A motivação que tem que ter é a mesma, afinal a gente está falando da camisa da Seleção Brasileira. Então, não importa se é sub-15, sub-17 ou sub-20: é a camisa da Seleção e, quando você a veste, você tem que honrar e ter orgulho do país. Estou animadíssimo para defender a Sub-20.
E o fato de o torneio classificar para a Olimpíada é uma razão a mais para isso?
Claro, isso é um fator a mais. Lembro de assistir Olimpíada pela televisão até pouco tempo atrás, e agora é bem legal ter a oportunidade de levar o Brasil a uma. Ia ser maravilhoso começar o currículo com uma medalha.
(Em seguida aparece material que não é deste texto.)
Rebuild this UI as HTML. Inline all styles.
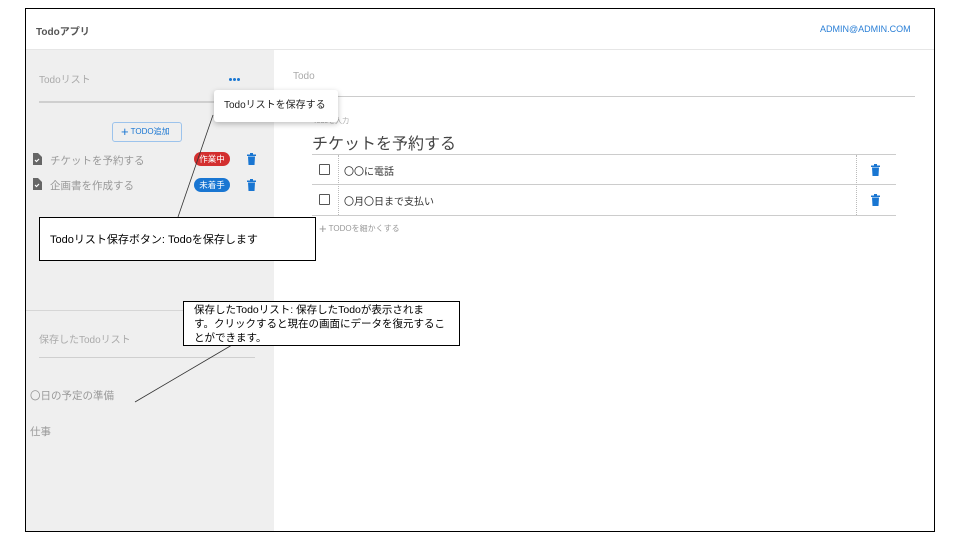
<!DOCTYPE html>
<html><head><meta charset="utf-8"><style>
*{margin:0;padding:0;box-sizing:border-box}
body{width:960px;height:540px;background:#fff;position:relative;overflow:hidden;font-family:"Liberation Sans","Noto Sans CJK JP",sans-serif;}
.a{position:absolute;white-space:nowrap}
.frame{position:absolute;left:25px;top:8px;width:910px;height:524px;border:1px solid #000;}
.side{position:absolute;left:26px;top:50px;width:248px;height:481px;background:#efefef}
.g{color:#999;font-size:11px}
.trash{position:absolute;width:9px;height:12px}
.badge{position:absolute;height:14px;border-radius:7px;color:#fff;font-size:8.5px;line-height:14px;text-align:center}
.box{position:absolute;border:1px solid #000;background:#fff;font-size:11px;color:#000}
.cb{position:absolute;width:11px;height:11px;border:1.3px solid #555;border-radius:1px}
.dot{position:absolute;width:3px;height:3px;border-radius:50%;background:#1976d2}
</style></head><body>
<div class="frame"></div>
<div class="a" style="left:26px;top:49px;width:908px;height:1px;background:#e6e6e6"></div>
<div class="a" style="left:36px;top:23px;font-size:10px;color:#555;font-weight:bold">Todoアプリ</div>
<div class="a" style="left:820px;top:24px;font-size:9px;color:#2a7fd6">ADMIN@ADMIN.COM</div>
<div class="side"></div>
<div class="a g" style="left:39px;top:71px;font-size:10px;color:#aaa">Todoリスト</div>
<div class="dot" style="left:229px;top:78px"></div><div class="dot" style="left:233px;top:78px"></div><div class="dot" style="left:237px;top:78px"></div>
<div class="a" style="left:39px;top:101px;width:176px;height:2px;background:#cfcfcf"></div>
<div class="a" style="left:112px;top:122px;width:70px;height:20px;border:1px solid #9cc3ec;border-radius:3px;font-size:8px;color:#1976d2;line-height:18px;padding-left:8px"><span style="font-size:13px;vertical-align:-2px">+</span> TODO追加</div>
<svg class="a" style="left:32px;top:153px" width="10" height="12" viewBox="0 0 10 12"><path d="M1 0h5l4 4v8H1z" fill="#666"/><path d="M3 7l1.5 1.5L7 6" stroke="#fff" stroke-width="1.2" fill="none"/></svg>
<div class="a g" style="left:50px;top:153px;font-size:10.5px">チケットを予約する</div>
<div class="badge" style="left:194px;top:152px;width:36px;background:#d32f2f">作業中</div>
<svg class="trash" style="left:247px;top:153px" viewBox="0 0 9 12"><path d="M0 1.5h9v1.5H0zM3 0h3v1.5H3zM1 3.5h7l-.5 8.5h-6z" fill="#1976d2"/></svg>
<svg class="a" style="left:32px;top:178px" width="10" height="12" viewBox="0 0 10 12"><path d="M1 0h5l4 4v8H1z" fill="#666"/><path d="M3 7l1.5 1.5L7 6" stroke="#fff" stroke-width="1.2" fill="none"/></svg>
<div class="a g" style="left:50px;top:178px;font-size:10.5px">企画書を作成する</div>
<div class="badge" style="left:194px;top:178px;width:36px;background:#1976d2">未着手</div>
<svg class="trash" style="left:247px;top:179px" viewBox="0 0 9 12"><path d="M0 1.5h9v1.5H0zM3 0h3v1.5H3zM1 3.5h7l-.5 8.5h-6z" fill="#1976d2"/></svg>
<div class="a" style="left:26px;top:310px;width:248px;height:1px;background:#d6d6d6"></div>
<div class="a g" style="left:39px;top:331px;font-size:10px;color:#aaa">保存したTodoリスト</div>
<div class="a" style="left:39px;top:357px;width:216px;height:1px;background:#cfcfcf"></div>
<div class="a g" style="left:30px;top:388px;font-size:10.5px">〇日の予定の準備</div>
<div class="a g" style="left:30px;top:424px;font-size:10.5px">仕事</div>
<div class="a" style="left:293px;top:71px;font-size:10px;color:#aaa">Todo</div>
<div class="a" style="left:293px;top:96px;width:622px;height:1px;background:#ccc"></div>
<div class="a" style="left:313px;top:116px;font-size:7px;color:#aaa">Todoを入力</div>
<div class="a" style="left:312px;top:130px;font-size:16px;color:#444">チケットを予約する</div>
<div class="a" style="left:312px;top:154px;width:584px;height:1px;background:#ccc"></div>
<div class="a" style="left:312px;top:184px;width:584px;height:1px;background:#ccc"></div>
<div class="a" style="left:312px;top:215px;width:584px;height:1px;background:#ccc"></div>
<div class="a" style="left:338px;top:155px;width:1px;height:60px;border-left:1px dotted #bbb"></div>
<div class="a" style="left:856px;top:155px;width:1px;height:60px;border-left:1px dotted #bbb"></div>
<div class="cb" style="left:319px;top:164px"></div>
<div class="cb" style="left:319px;top:194px"></div>
<div class="a" style="left:344px;top:163px;font-size:10px;color:#333">〇〇に電話</div>
<div class="a" style="left:344px;top:193px;font-size:10px;color:#333">〇月〇日まで支払い</div>
<svg class="trash" style="left:871px;top:164px" viewBox="0 0 9 12"><path d="M0 1.5h9v1.5H0zM3 0h3v1.5H3zM1 3.5h7l-.5 8.5h-6z" fill="#1976d2"/></svg>
<svg class="trash" style="left:871px;top:194px" viewBox="0 0 9 12"><path d="M0 1.5h9v1.5H0zM3 0h3v1.5H3zM1 3.5h7l-.5 8.5h-6z" fill="#1976d2"/></svg>
<div class="a" style="left:319px;top:221px;font-size:8px;color:#999"><span style="font-size:13px;vertical-align:-2px">+</span> TODOを細かくする</div>
<div class="a" style="left:214px;top:90px;width:124px;height:32px;background:#fff;border-radius:3px;box-shadow:0 2px 6px rgba(0,0,0,.25);font-size:10px;color:#222;line-height:32px;padding-left:10px">Todoリストを保存する</div>
<svg class="a" style="left:0;top:0" width="960" height="540"><line x1="213" y1="115" x2="178" y2="217" stroke="#333" stroke-width="0.8"/><line x1="232" y1="345" x2="135" y2="402" stroke="#333" stroke-width="0.8"/></svg>
<div class="box" style="left:39px;top:217px;width:277px;height:44px;line-height:44px;padding-left:10px">Todoリスト保存ボタン: Todoを保存します</div>
<div class="box" style="left:183px;top:301px;width:277px;height:45px;padding:1px 10px;line-height:14px;font-size:10.5px;white-space:normal">保存したTodoリスト: 保存したTodoが表示されま<br>す。クリックすると現在の画面にデータを復元するこ<br>とができます。</div>
</body></html>
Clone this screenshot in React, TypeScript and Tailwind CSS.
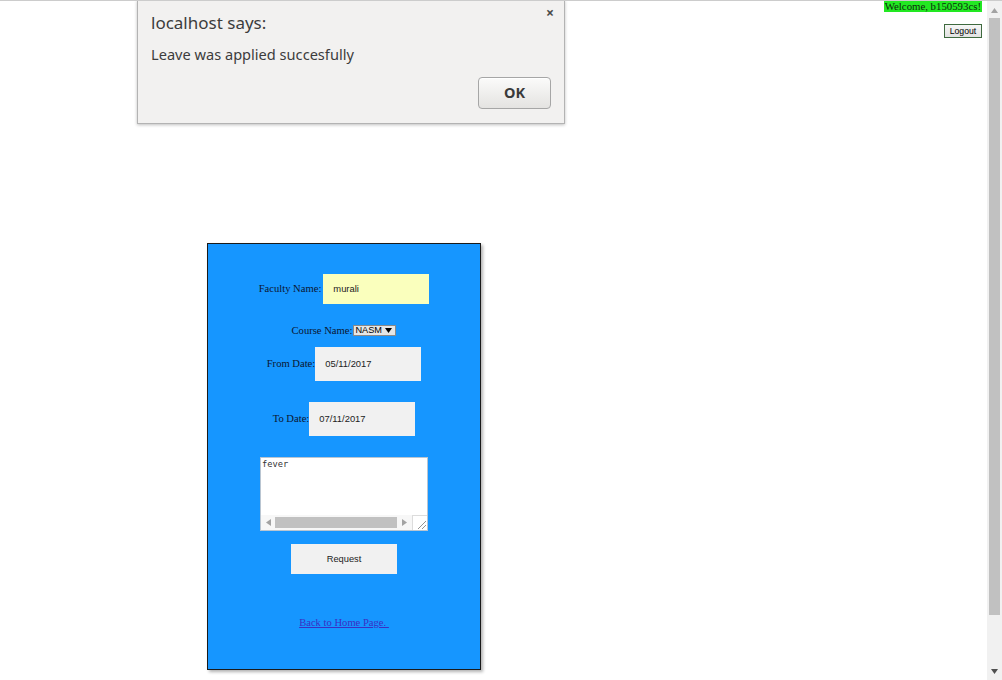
const serif = { fontFamily: '"Liberation Serif", "Times New Roman", serif' };
const sans = { fontFamily: '"Liberation Sans", Arial, sans-serif' };
const ui = { fontFamily: '"Noto Sans", "Open Sans", sans-serif' };
const mono = { fontFamily: '"DejaVu Sans Mono", monospace' };

const Arrow = ({ dir, color = "#a3a3a3" }: { dir: "up" | "down" | "left" | "right"; color?: string }) => {
  const pts = {
    up: "0,5 3.5,0 7,5",
    down: "0,0 7,0 3.5,5",
    left: "5,0 5,7 0,3.5",
    right: "0,0 0,7 5,3.5",
  }[dir];
  const w = dir === "up" || dir === "down" ? 7 : 5;
  const h = dir === "up" || dir === "down" ? 5 : 7;
  return (
    <svg width={w} height={h} viewBox={`0 0 ${w} ${h}`}>
      <polygon points={pts} fill={color} />
    </svg>
  );
};

const FakeTextarea = () => (
  <div className="mt-[21px] flex h-[74px] w-[168px] flex-col border border-[#b9c5d1] bg-white">
    <div className="flex-1 px-[1px] pt-[1px] text-[8.7px] leading-[11px] text-[#333]" style={mono}>
      fever
    </div>
    <div className="flex h-[15px] bg-[#f7f7f7]">
      <div className="flex w-[14px] items-center justify-center">
        <Arrow dir="left" />
      </div>
      <div className="flex w-[122px] pt-[2px]">
        <div className="h-[11px] w-full bg-[#c1c1c1]" />
      </div>
      <div className="flex w-[15px] items-center justify-center">
        <Arrow dir="right" />
      </div>
      <div className="relative w-[15px] border-l border-t border-[#dcdcdc] bg-white">
        <svg className="absolute right-[1px] bottom-[1px]" width="9" height="9" viewBox="0 0 9 9">
          <line x1="1" y1="9" x2="9" y2="1" stroke="#777" strokeWidth="0.8" />
          <line x1="5" y1="9" x2="9" y2="5" stroke="#777" strokeWidth="0.8" />
        </svg>
      </div>
    </div>
  </div>
);

export default function App() {
  return (
    <div className="relative flex h-[680px] w-[1002px] overflow-hidden border-t border-[#cccccc] bg-white">
      {/* page */}
      <div className="flex flex-1 flex-col">
        <div className="flex flex-col items-end pr-[5px]">
          <span
            className="h-[11px] bg-[#22e822] px-[1px] text-[10.8px] leading-[11px] text-[#0c2a0c]"
            style={serif}
          >
            Welcome, b150593cs!
          </span>
          <button
            className="mt-[12px] flex h-[14px] w-[38px] items-center justify-center border border-[#3f6a3f] bg-gradient-to-b from-[#f6f6f6] to-[#e2e2e2] text-[8.7px] leading-none text-black"
            style={sans}
          >
            Logout
          </button>
        </div>

        <div className="ml-[207px] mt-[205px] flex h-[427px] w-[274px] flex-col items-center border border-[#1a1a1a] bg-[#1696ff] pt-[30px] shadow-[2px_2px_3px_rgba(0,0,0,0.3)]">
          <div className="flex h-[30px] items-center gap-[2px]">
            <span className="text-[10.6px] text-[#0b1530]" style={serif}>Faculty Name:</span>
            <div className="flex h-[30px] w-[106px] items-center bg-[#faffbd] pl-[10px] text-[9.4px] text-[#222]" style={sans}>
              murali
            </div>
          </div>

          <div className="mt-[21px] flex h-[11px] items-center">
            <span className="text-[10.6px] text-[#0b1530]" style={serif}>Course Name:</span>
            <span
              className="ml-[1px] flex h-[11px] w-[43px] items-center justify-between border border-[#8a8a8a] bg-[#e6e6e6] pl-[1px] pr-[3px] text-[9.2px] leading-none text-black"
              style={sans}
            >
              NASM
              <Arrow dir="down" color="#000" />
            </span>
          </div>

          <div className="mt-[11px] flex h-[34px] items-center">
            <span className="text-[10.6px] text-[#0b1530]" style={serif}>From Date:</span>
            <div className="flex h-[34px] w-[106px] items-center bg-[#f1f1f1] pl-[10px] text-[9.4px] text-[#222]" style={sans}>
              05/11/2017
            </div>
          </div>

          <div className="mt-[21px] flex h-[34px] items-center">
            <span className="text-[10.6px] text-[#0b1530]" style={serif}>To Date:</span>
            <div className="flex h-[34px] w-[106px] items-center bg-[#f1f1f1] pl-[10px] text-[9.4px] text-[#222]" style={sans}>
              07/11/2017
            </div>
          </div>

          <FakeTextarea />

          <button
            className="mt-[13px] flex h-[30px] w-[106px] items-center justify-center bg-[#f1f1f1] pt-[2px] text-[9.3px] text-[#222]"
            style={sans}
          >
            Request
          </button>

          <a
            href="#"
            className="mt-[44px] whitespace-pre text-[10.6px] leading-none text-[#3a2fc4] underline"
            style={serif}
          >
            {"Back to Home Page. "}
          </a>
        </div>
      </div>

      {/* scrollbar */}
      <div className="flex w-[15px] flex-col items-center bg-[#f1f1f1]">
        <div className="flex h-[17px] items-center justify-center pt-[1px]">
          <Arrow dir="up" />
        </div>
        <div className="h-[597px] w-[11px] bg-[#c1c1c1]" />
        <div className="flex flex-1 items-end justify-center pb-[6px]">
          <Arrow dir="down" color="#505050" />
        </div>
      </div>

      {/* alert dialog */}
      <div
        className="absolute left-[137px] top-[-1px] flex h-[124px] w-[428px] flex-col border-x border-b border-[#b3b3b3] bg-[#f2f1f0] pl-[13px] pr-[13px] pt-[14px] text-[#3c3c3c] shadow-[0_1px_3px_rgba(0,0,0,0.25)]"
        style={ui}
      >
        <span className="absolute left-[408px] top-[6px] text-[14px] font-bold leading-none text-[#4a4a4a]">×</span>
        <div className="h-[17px] text-[17px] leading-none">localhost says:</div>
        <div className="mt-[16px] h-[15px] text-[14.6px] leading-none">Leave was applied succesfully</div>
        <div className="mt-[15px] flex justify-end">
          <button className="flex h-[32px] w-[73px] items-center justify-center rounded-[4px] border border-[#a6a6a6] bg-gradient-to-b from-[#fbfbfa] to-[#e4e3e1] text-[14.5px] font-bold text-[#3a3a3a] shadow-[inset_0_1px_0_#ffffff]">
            OK
          </button>
        </div>
      </div>
    </div>
  );
}
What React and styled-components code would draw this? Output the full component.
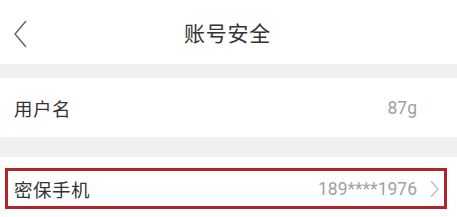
import React from 'react'
import styled, { createGlobalStyle } from 'styled-components'

const Global = createGlobalStyle`
  html, body { margin: 0; padding: 0; background: #fff; }
  body { font-family: Roboto, "Noto Sans CJK SC", sans-serif; }
`

const Page = styled.div`
  width: 457px;
  height: 217px;
  background: #fff;
  overflow: hidden;
`

const Header = styled.div`
  height: 64px;
  display: flex;
  align-items: center;
  position: relative;
  justify-content: center;
`

const BackBtn = styled.div`
  position: absolute;
  left: 12px;
  top: 19px;
  width: 18px;
  height: 29px;
`

const Title = styled.div`
  font-size: 21px;
  color: #333;
  letter-spacing: 0.8px;
  margin-left: -2px;
`

const Gap = styled.div`
  height: ${p => p.h}px;
  background: #f0f0f0;
`

const Row = styled.div`
  height: 59px;
  display: flex;
  align-items: center;
  justify-content: space-between;
  padding: 0 40px 0 14px;
`

const Label = styled.div`
  font-size: 18.5px;
  color: #333;
  letter-spacing: 0.5px;
`

const Value = styled.div`
  font-size: 17.5px;
  color: #a0a0a0;
`

const Highlight = styled.div`
  padding: 11px 10px 8px 5px;
`

const Boxed = styled.div`
  height: 35px;
  border: 3px solid #b3232a;
  display: flex;
  align-items: center;
  justify-content: space-between;
  padding: 0 5px 0 6px;
`

const Right = styled.div`
  display: flex;
  align-items: center;
  gap: 13px;
`

function ChevronLeft() {
  return (
    <svg width="18" height="29" viewBox="0 0 18 29">
      <polyline points="14,2 3,15 14,28" fill="none" stroke="#6a6a6a" strokeWidth="1.5" />
    </svg>
  )
}

function ChevronRight() {
  return (
    <svg width="9" height="18" viewBox="0 0 9 18">
      <polyline points="1,1 8,9 1,17" fill="none" stroke="#bdbdbd" strokeWidth="1.2" />
    </svg>
  )
}

export default function App() {
  return (
    <Page>
      <Global />
      <Header>
        <BackBtn><ChevronLeft /></BackBtn>
        <Title>账号安全</Title>
      </Header>
      <Gap h={14} />
      <Row>
        <Label>用户名</Label>
        <Value>87g</Value>
      </Row>
      <Gap h={20} />
      <Highlight>
        <Boxed>
          <Label>密保手机</Label>
          <Right>
            <Value>189****1976</Value>
            <ChevronRight />
          </Right>
        </Boxed>
      </Highlight>
    </Page>
  )
}
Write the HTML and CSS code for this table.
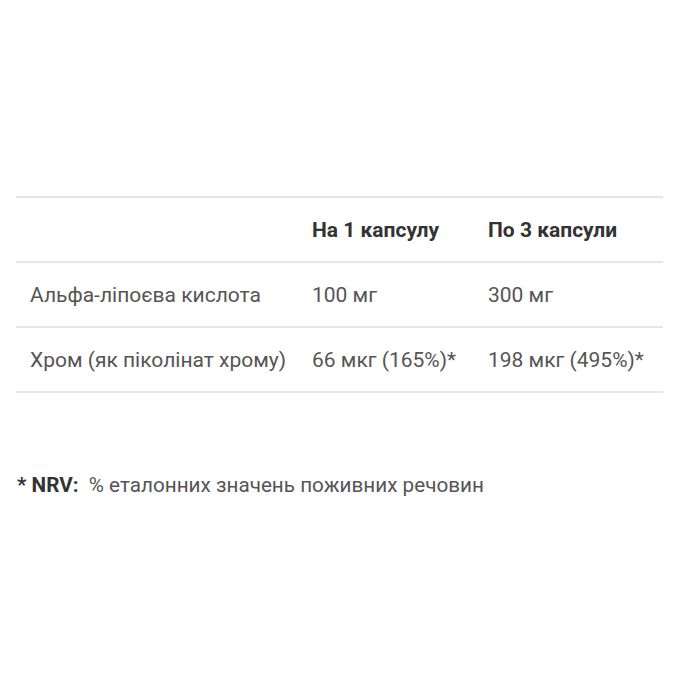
FILE: index.html
```html
<!DOCTYPE html>
<html>
<head>
<meta charset="utf-8">
<link rel="stylesheet" href="styles.css">
</head>
<body>
<div class="page">
  <table class="nutri">
    <thead>
      <tr>
        <th class="c1"></th>
        <th class="c2">На 1 капсулу</th>
        <th class="c3">По 3 капсули</th>
      </tr>
    </thead>
    <tbody>
      <tr>
        <td>Альфа-ліпоєва кислота</td>
        <td>100 мг</td>
        <td>300 мг</td>
      </tr>
      <tr>
        <td>Хром (як піколінат хрому)</td>
        <td>66 мкг (165%)*</td>
        <td>198 мкг (495%)*</td>
      </tr>
    </tbody>
  </table>
  <p class="note"><b>* NRV:</b>&nbsp; % еталонних значень поживних речовин</p>
</div>
</body>
</html>
```
FILE: styles.css
```css
html, body { margin: 0; padding: 0; background: #fff; }
.page {
  padding: 196px 37px 0 16px;
  font-family: Roboto, "Liberation Sans", sans-serif;
  color: #555;
}
.nutri {
  width: 100%;
  border-collapse: collapse;
  font-size: 21px;
}
.nutri th, .nutri td {
  text-align: left;
  padding: 0 0 0 14px;
  height: 63px;
  border-top: 2px solid #e6e6e6;
  border-bottom: 2px solid #e6e6e6;
  white-space: nowrap;
}
.nutri th { color: #333; font-weight: 700; }
.c1 { width: 268px; }
.c2 { width: 162px; }
.note {
  margin: 80px 0 0 1px;
  font-size: 20.7px;
  color: #555;
}
.note b { color: #333; }
```
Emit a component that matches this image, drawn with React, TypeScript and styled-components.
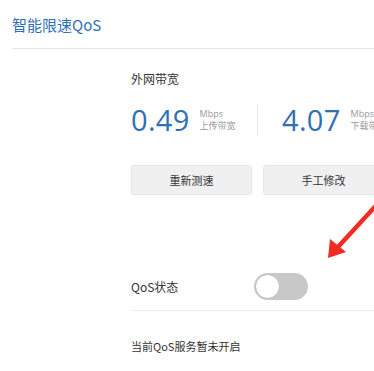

Falou-se muito do Neymar no Brasil este ano, e isso gera uma pressão grande. Você não tem a impressão de que às vezes muita gente se esquece de que você tem apenas 18 anos ao julgar seu futebol e suas atitudes?
Não, não... Acho que não. É tranquilo. Estou conseguindo lidar com isso; estou conseguindo lidar com tudo. Apesar de ser novo, já estou acostumado. E o futebol, não tem jeito, é movido a pressão. Todo jogador lida com isso e comigo não teria por que ser diferente. Consigo me sair bem, sim.
E 2010 ainda ficou marcado pela indicação de um gol seu para o Prêmio Puskás da FIFA. Achou que aquele foi mesmo o seu gol mais bonito no ano?
Teve aquele contra o Naviraiense também, mas acho que, pela situação do jogo, o gol contra o Santo André foi o mais bonito que eu consegui fazer este ano, sim. Fico muito feliz de estar participando. Aliás, até aproveito para agradecer a escolha, né? Acho que foi um dos mais bonitos que já fiz mesmo.